The rapid tumble in the stock market has brought with it a correspondingly quick slide in interest rate expectations for 2016.
Traders now believe the Fed is likely to hike rates just once this year, with that move likely being postponed at least until September, according to the CME FedWatch tracking tool. That contrasts with earlier expectations that the Fed could move two or three times.
In December, the Federal Open Market Committee hiked the funds level it uses to target broader interest rates by a quarter point. At the time, FOMC officials, through the so-called dot plot of future expectations, indicated the Fed would move four times this year, presumably once a quarter at the meetings where Chair Janet Yellen holds a news conference afterwards.
However, market turmoil has ensued since the rate hike, which was the first in more than nine years. The has tumbled about 11.5 percent during the period.
Traders now assign just a 29 percent chance to a March hike, compared to 53 percent a month ago. The September meeting is at 51 percent, with the greatest level of confidence for December, which is at 60 percent. Those moves have come despite several prominent Fed officials publicly holding to the line that the central bank plans on continuing its rate hike trajectory.

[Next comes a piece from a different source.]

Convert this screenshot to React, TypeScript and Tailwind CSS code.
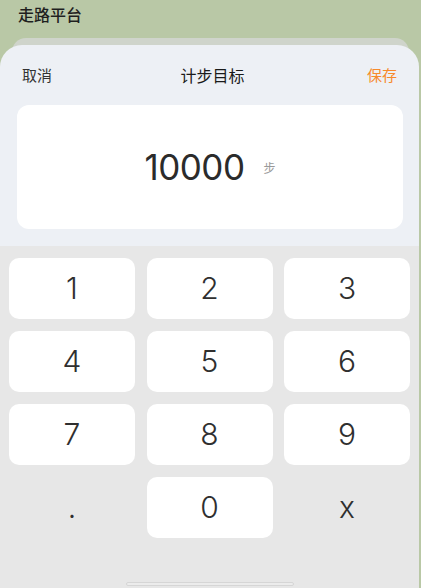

But bond markets also have been casting doubt on a hike as well, with the benchmark 10-year yield sliding below 2 percent and the yield curve, or difference between various durations in fixed income, flattening.
"We've been watching what the Treasury market has been saying about the rate hike from the get-go," said Quincy Krosby, market strategist at Prudential Financial. "They're telling you this could be a policy mistake."
To be sure, fed fund futures trading is volatile and could swing back just as quickly. But for now, markets are expecting a dovish Fed through the end of the year.